Kelly finds it amusing that the first thing I do upon arriving home from work is rush off to the mailbox to check for any mail. I’ve tried to explain to her that writers live for the mail, but I’m not quite sure she gets it.
Granted, there aren’t a whole lot of science fiction and fantasy markets these days that don’t take electronic submissions. But so what? We live for mail regardless of its delivery mechanism. At this very moment, I have 3 stories out for submission. One of those stories is at ANALOG (and has been for 51 days–writers count things, too!) and my biggest reason for racing to the mailbox each day is in the hope that there is NOT a small, self-addressed stamped envelope there indicating a rejection.
(Think of applying to colleges here, and the stress and anxiety sweated out over the mail. Would you get a “big” envelope, indicating an acceptance? Or a small one, indicating rejection?)
Each day that I don’t get something from ANALOG increases my hope that the story I have sent has made it farther and farther up the editorial scale. Writers say that they want fast responses from editors, but what they really want are fast acceptances. There is a thrill to not knowing as time stretches on. A kind of quantum state of acceptance kicks in where a manuscript exists in both accepted and rejected states simultaneously until the wave function collapses and an SASE shows up in the mailbox–or an acceptance shows up in the inbox.
Writers also read all kinds of things into these submissions. Perhaps the longer my story is over at ANALOG means it really is rising up out of the slush, into the hands of assistant editors and maybe even Stan Himself. Or perhaps, everyone is on summer vacation and manuscripts aren’t being read. Or maybe–horrors!–the thing has been lost in the mails! Such things have been known to happen.
There is not quite the same thrill with markets that take electronic submissions, and I’m not sure why that is. Some of these markets even go so far as to tell you where in the queue your story sits, and some of them respond so quickly that you don’t even have time to built up to the requisite peak of anticipation. Nevertheless, in all these cases, I am checking my submission spreadsheet several times a week to see how long various manuscripts have been out, daydreaming each time that one or more will come back with an acceptance–or, dare I dream it!–a cluster of them.

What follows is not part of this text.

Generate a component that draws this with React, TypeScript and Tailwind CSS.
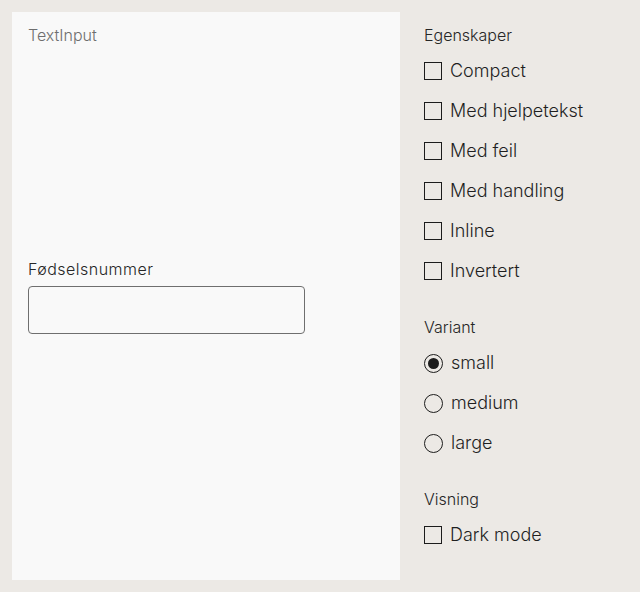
import React, { useState } from "react";

const font = { fontFamily: "Inter, 'Liberation Sans', sans-serif" };

function Checkbox({ label }: { label: string }) {
  const [c, setC] = useState(false);
  return (
    <label className="flex items-center h-10 gap-2 cursor-pointer" onClick={() => setC(!c)}>
      <span className="w-[18px] h-[18px] border-[1.5px] border-[#1c1c1c] bg-transparent shrink-0 flex items-center justify-center">
        {c && <span className="w-2.5 h-2.5 bg-[#1c1c1c]" />}
      </span>
      <span className="text-[18px] leading-6 font-light text-[#1f1f1f]">{label}</span>
    </label>
  );
}

function Radio({ label, checked, onClick }: { label: string; checked: boolean; onClick: () => void }) {
  return (
    <label className="flex items-center h-10 gap-2 cursor-pointer" onClick={onClick}>
      <span className="w-[19px] h-[19px] rounded-full border-[1.5px] border-[#1c1c1c] shrink-0 flex items-center justify-center">
        {checked && <span className="w-[11px] h-[11px] rounded-full bg-[#1c1c1c]" />}
      </span>
      <span className="text-[18px] leading-6 font-light text-[#1f1f1f]">{label}</span>
    </label>
  );
}

export default function App() {
  const [variant, setVariant] = useState("small");
  return (
    <div style={font} className="h-[592px] w-[640px] bg-[#ece9e5] p-3 flex gap-6">
      <div className="w-[388px] h-[568px] bg-[#f9f9f9] pt-[11px] px-4 flex flex-col">
        <div className="text-[16px] leading-6 font-light text-[#6e6e6e]">TextInput</div>
        <div className="mt-[210px]">
          <div className="text-[16px] leading-6 font-light text-[#262626] mb-[5px] tracking-[0.03em]">Fødselsnummer</div>
          <input
            type="text"
            className="w-[277px] h-12 border border-[#6f6f6f] rounded bg-transparent outline-none px-3"
          />
        </div>
      </div>
      <div className="flex flex-col pt-[11px]">
        <div className="text-[16px] leading-6 font-light text-[#262626] mb-1">Egenskaper</div>
        {["Compact", "Med hjelpetekst", "Med feil", "Med handling", "Inline", "Invertert"].map((l) => (
          <Checkbox key={l} label={l} />
        ))}
        <div className="text-[16px] leading-6 font-light text-[#262626] mt-6 mb-1">Variant</div>
        {["small", "medium", "large"].map((l) => (
          <Radio key={l} label={l} checked={variant === l} onClick={() => setVariant(l)} />
        ))}
        <div className="text-[16px] leading-6 font-light text-[#262626] mt-6 mb-1">Visning</div>
        <Checkbox label="Dark mode" />
      </div>
    </div>
  );
}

And when we do find that SASE in the mail, we don’t tear it open instantly. We weigh it carefully in our hand, hefting it to determine if it is merely a form letter rejection, or perhaps something more, something editorial comment. It is, alas, always light, but that doesn’t deter me. Short story contracts are usually short and it would be easy to squeeze one into the envelope. And of course, there is always the last resort: that the market has decided to accept manuscripts the way that John Campbell accepted them: with a bare check. Could a check be in that SASE, we wonder?
Of course, eventually we tear it open to some amount of disappointment, but if we are serious about our writing careers, then this low point doesn’t last long. For within a few minutes we have it in another envelope (or virtual one) and on its way to the next market on the list and before the day is out, we are once again seized by that lottery-daydream possibility that our story has already sold, and we are just waiting to get the official word.
I tried to explain all of this to Kelly, but she just thinks I’m some kind of obsessive nut. Exactly, I toldher, what writer isn’t?